Well, I am in front of a machine because it would be complicated to write this fast, (…) while trying to have less time to think, stop being intuitive and becoming purer. No one asked me anything, no one asked me about anything. I question myself, I live and need to express what I feel and that is censurable, integrating the censorship, since this type of documents, some of them, cannot be presented at least while I'm alive. I’m going to stop now!

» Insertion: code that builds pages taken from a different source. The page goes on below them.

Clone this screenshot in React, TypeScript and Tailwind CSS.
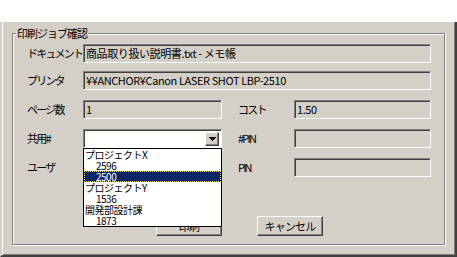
const font = { fontFamily: '"Noto Sans CJK JP", "Liberation Sans", sans-serif' };

const Sunken = ({ text, width, white }: { text?: string; width: string; white?: boolean }) => (
  <div
    className={`${width} h-[19px] border border-t-[#808080] border-l-[#808080] border-r-white border-b-white shadow-[inset_1px_1px_0_#404040] ${
      white ? 'bg-white' : 'bg-[#d4d0c8]'
    } pl-[2px] pt-[2px] text-[11px] leading-[13px] text-black whitespace-nowrap overflow-hidden tracking-[-0.4px]`}
  >
    {text}
  </div>
);

const Button = ({ label }: { label: string }) => (
  <div className="w-[66px] h-[20px] border border-t-white border-l-white border-r-[#404040] border-b-[#404040] shadow-[inset_-1px_-1px_0_#808080] bg-[#d4d0c8] flex items-center justify-center text-[11px] leading-none text-black tracking-[-0.8px]">
    {label}
  </div>
);

const Label = ({ text, width }: { text: string; width: string }) => (
  <div className={`${width} text-[11px] leading-none text-black tracking-[-1.8px] whitespace-nowrap`}>{text}</div>
);

const items = [
  { text: 'プロジェクトX', indent: false },
  { text: '2596', indent: true },
  { text: '2500', indent: true, selected: true },
  { text: 'プロジェクトY', indent: false },
  { text: '1536', indent: true },
  { text: '開発部設計課', indent: false },
  { text: '1873', indent: true },
];

export default function App() {
  return (
    <div className="w-[457px] h-[257px] bg-white flex flex-col overflow-hidden" style={font}>
      <div className="h-[22px] shrink-0 bg-white" />
      <div className="flex-1 bg-[#d4d0c8] border-l-2 border-l-[#d4d0c8] border-r-2 border-r-[#404040] border-b-2 border-b-[#404040] shadow-[inset_1px_0_0_#ffffff,inset_-1px_-1px_0_#808080]">
        <div className="relative ml-[10px] mt-[11px] w-[433px] h-[212px] border border-[#808080] shadow-[1px_1px_0_#ffffff,inset_1px_1px_0_#ffffff]">
          <div className="absolute left-[3px] top-[-7px] bg-[#d4d0c8] px-[1px] text-[11px] leading-[13px] text-black tracking-[-1px]">
            印刷ジョブ確認
          </div>

          <div className="pl-[14px] pt-[10px] flex flex-col">
            <div className="flex items-center">
              <Label text="ドキュメント" width="w-[56px]" />
              <Sunken width="w-[348px]" text="商品取り扱い説明書.txt - メモ帳" />
            </div>
            <div className="flex items-center mt-[8px]">
              <Label text="プリンタ" width="w-[56px]" />
              <Sunken width="w-[348px]" text="¥¥ANCHOR¥Canon LASER SHOT LBP-2510" />
            </div>
            <div className="flex items-center mt-[10px]">
              <Label text="ページ数" width="w-[56px]" />
              <Sunken width="w-[139px]" text="1" />
              <div className="w-[16px]" />
              <Label text="コスト" width="w-[56px]" />
              <Sunken width="w-[137px]" text="1.50" />
            </div>
            <div className="flex items-center mt-[10px]">
              <Label text="共用#" width="w-[56px]" />
              <div className="relative w-[139px] h-[19px] z-10">
                <div className="w-full h-full border border-t-[#808080] border-l-[#808080] border-r-white border-b-white shadow-[inset_1px_1px_0_#404040] bg-white flex justify-end items-center pr-[2px]">
                  <div className="w-[14px] h-[14px] border border-t-white border-l-white border-r-[#404040] border-b-[#404040] shadow-[inset_-1px_-1px_0_#808080] bg-[#d4d0c8] flex items-center justify-center">
                    <svg width="7" height="4" viewBox="0 0 7 4">
                      <path d="M0 0h7v1H0zM1 1h5v1H1zM2 2h3v1H2zM3 3h1v1H3z" fill="#000" />
                    </svg>
                  </div>
                </div>
                <div className="absolute left-0 top-[19px] w-[139px] h-[79px] bg-white border border-black flex flex-col">
                  {items.map((it) => (
                    <div
                      key={it.text}
                      className={`h-[11px] leading-[11px] text-[10px] whitespace-nowrap ${it.indent ? 'pl-[12px]' : 'pl-[1px]'} ${
                        it.selected
                          ? 'bg-[#0a246a] text-white outline-1 outline-dotted outline-[#e8d870] -outline-offset-1'
                          : 'text-black'
                      } tracking-[-0.5px]`}
                    >
                      {it.text}
                    </div>
                  ))}
                </div>
              </div>
              <div className="w-[16px]" />
              <Label text="#PIN" width="w-[56px]" />
              <Sunken width="w-[137px]" />
            </div>
            <div className="flex items-center mt-[10px]">
              <Label text="ユーザ" width="w-[56px]" />
              <div className="w-[139px]" />
              <div className="w-[16px]" />
              <Label text="PIN" width="w-[56px]" />
              <Sunken width="w-[137px]" />
            </div>
            <div className="flex mt-[39px] ml-[129px] gap-[35px]">
              <Button label="印刷" />
              <Button label="キャンセル" />
            </div>
          </div>
        </div>
      </div>
    </div>
  );
}
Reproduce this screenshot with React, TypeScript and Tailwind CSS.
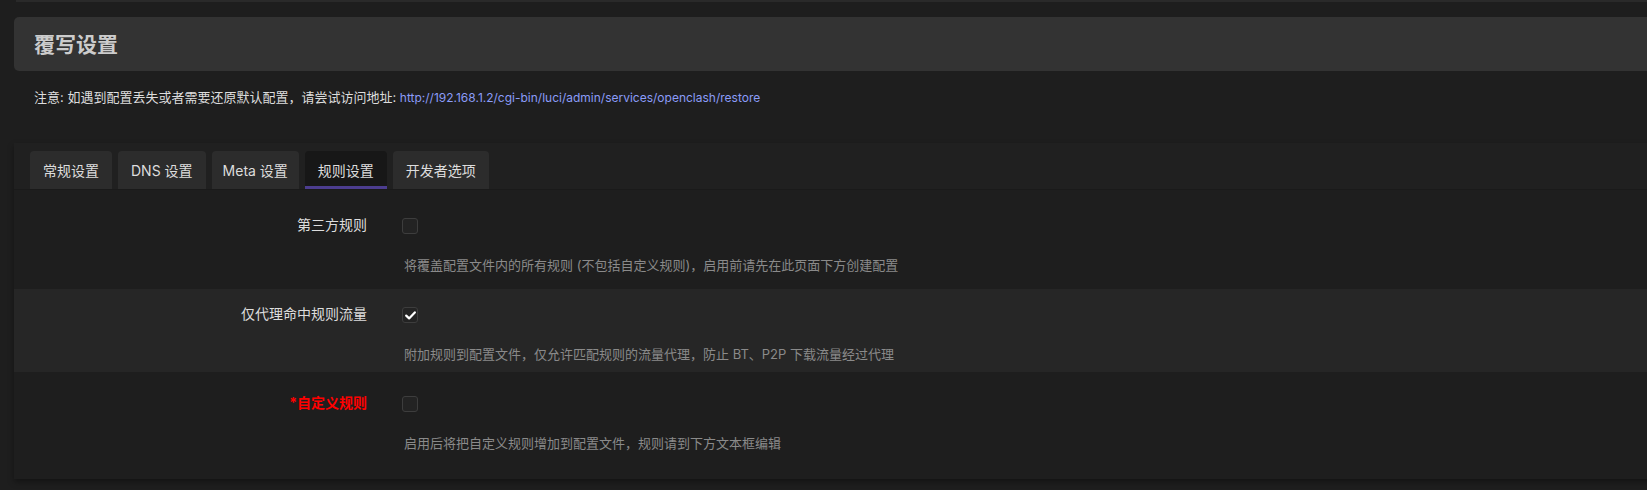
import React from 'react';

const Check = ({ checked }: { checked?: boolean }) => (
  <span className="flex h-[16px] w-[16px] items-center justify-center rounded-[3px] border border-[#3d3d3d] bg-[#232323]">
    {checked && (
      <svg width="11" height="9" viewBox="0 0 11 9" fill="none">
        <path d="M1.2 4.6 L4.1 7.4 L9.8 1.4" stroke="#ffffff" strokeWidth="2.2" strokeLinecap="round" strokeLinejoin="round" />
      </svg>
    )}
  </span>
);

const App: React.FC = () => {
  const tabs = ["常规设置", "DNS 设置", "Meta 设置", "规则设置", "开发者选项"];

  const rows = [
    {
      label: "第三方规则",
      desc: "将覆盖配置文件内的所有规则 (不包括自定义规则)，启用前请先在此页面下方创建配置",
      checked: false,
      red: false,
      cls: "pt-[25px] pb-[15px]",
    },
    {
      label: "仅代理命中规则流量",
      desc: "附加规则到配置文件，仅允许匹配规则的流量代理，防止 BT、P2P 下载流量经过代理",
      checked: true,
      red: false,
      cls: "pt-[15px] pb-[9px] bg-[#262626]",
    },
    {
      label: "*自定义规则",
      desc: "启用后将把自定义规则增加到配置文件，规则请到下方文本框编辑",
      checked: false,
      red: true,
      cls: "pt-[21px] pb-[27px]",
    },
  ];

  return (
    <div
      className="min-h-[490px] w-full overflow-hidden bg-[#1e1e1e] text-[#dddddd]"
      style={{ fontFamily: 'Inter, "Noto Sans CJK SC", sans-serif' }}
    >
      {/* top strip */}
      <div className="ml-4 h-[2px] bg-[#2a2a2a]"></div>

      {/* page header */}
      <div className="mt-[15px] ml-[14px] -mr-4 flex h-[54px] items-center rounded-l-[5px] bg-[#333333] pl-[20px]">
        <h2 className="text-[21px] font-bold leading-none text-[#cccccc]">覆写设置</h2>
      </div>

      <p className="mt-[17px] ml-[34px] text-[13px] leading-[18px] text-[#dddddd]">
        注意: 如遇到配置丢失或者需要还原默认配置，请尝试访问地址:{" "}
        <a className="text-[12px] text-[#8b9cf8]">http://192.168.1.2/cgi-bin/luci/admin/services/openclash/restore</a>
      </p>

      {/* settings card */}
      <div className="mt-[36px] ml-[14px] -mr-4 bg-[#202020] shadow-[0_3px_6px_rgba(0,0,0,0.35)]">
        <div className="flex gap-[6px] pt-[8px] pl-[16px]">
          {tabs.map((t, idx) => (
            <div
              key={idx}
              className={
                idx === 3
                  ? "flex h-[38px] items-center rounded-t-[4px] border-b-[3px] border-[#4c3d8f] bg-[#171717] px-[13px] pt-[3px] text-[14px] text-[#dddddd]"
                  : idx === 2
                  ? "flex h-[38px] items-center rounded-t-[4px] bg-[#2c2c2c] px-[11px] text-[14px] text-[#dddddd]"
                  : "flex h-[38px] items-center rounded-t-[4px] bg-[#2c2c2c] px-[13px] text-[14px] text-[#dddddd]"
              }
            >
              {t}
            </div>
          ))}
        </div>

        <div className="border-t border-[#1a1a1a] bg-[#1e1e1e]">
          {rows.map((row, idx) => (
            <div key={idx} className={"flex " + row.cls}>
              <div
                className={
                  row.red
                    ? "w-[353px] shrink-0 text-right text-[14px] font-bold leading-[20px] text-[#ff0000]"
                    : "w-[353px] shrink-0 text-right text-[14px] leading-[20px] text-[#dddddd]"
                }
              >
                {row.label}
              </div>
              <div className="ml-[35px] flex flex-col">
                <div className="mt-[3px]">
                  <Check checked={row.checked} />
                </div>
                <p className="mt-[22px] ml-[2px] text-[13px] leading-[18px] text-[#8a8a8a]">{row.desc}</p>
              </div>
            </div>
          ))}
        </div>
      </div>
    </div>
  );
};

export default App;
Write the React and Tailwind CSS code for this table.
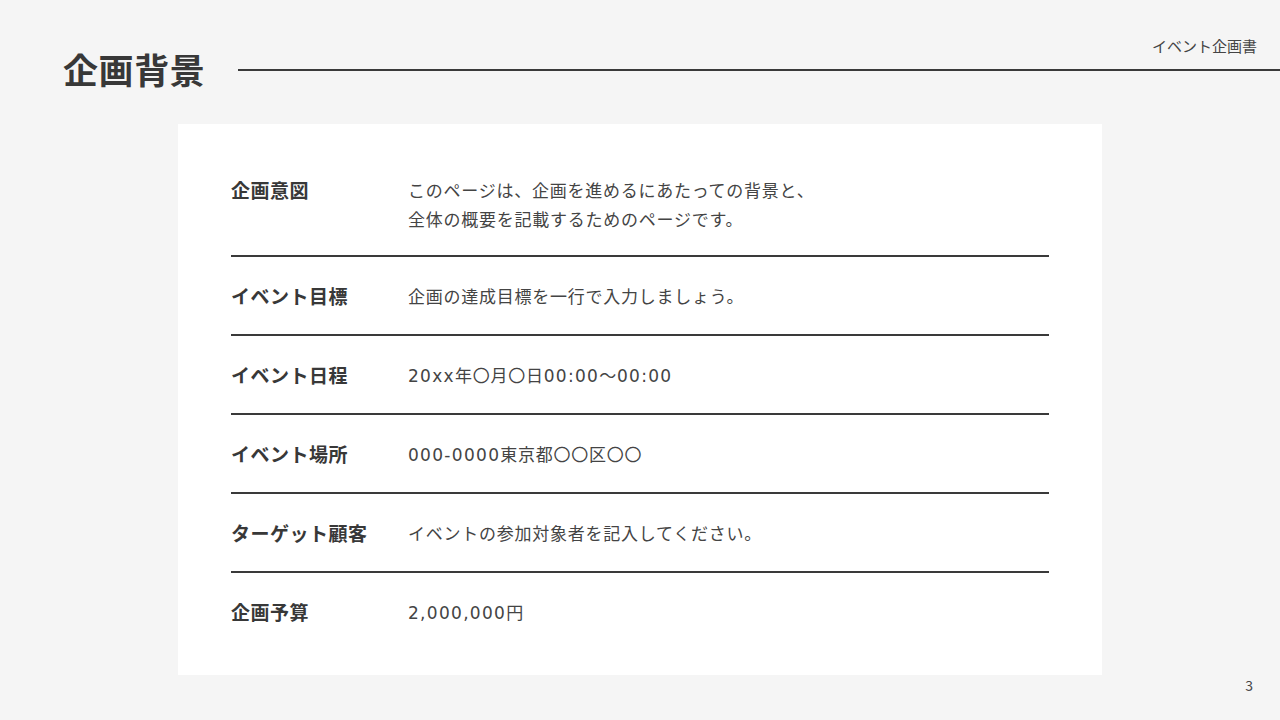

I’ve been realizing that there’s a sort of socially acquired value that determines that artists are free, or more free than any other human being – almost considered as characteristic. This truth or characteristic is fake although comfortable in many circumstances. “I cannot in fact understand the problem of an artist's so-called ‘freedom' or ‘lack of freedom'. An artist is never free. No group of people lacks freedom more”(TARKOVSKI, 1998). Even when we consider the existence of freedom in the way the artist expresses himself or relatively to the media he uses, these decisions imply a huge responsibility and awareness of socialization – the confrontation others will have regarding what the artist presents as a result of their seeing and feeling the surrounding reality or realities.
In the circumstances presented and determined by life there can be (in this case and in this context, there is) a special Other that acquires a place of intermediary exclusivity in the process, what may not be a synonym for freedom – the differentiation between the Other and the others can apparently be thin but it is key.
There inevitably is a censure associated with the creative process and intimacy or the "exclusive confidence to other" (FIGUEIREDO, 1998). However, we can say that the Other gradually conquered an almost minimum censure level, which does not invalidate self-censorship by its connection with the existential process and by the review of the need to share with all the possible others – the audience, the spectators or users.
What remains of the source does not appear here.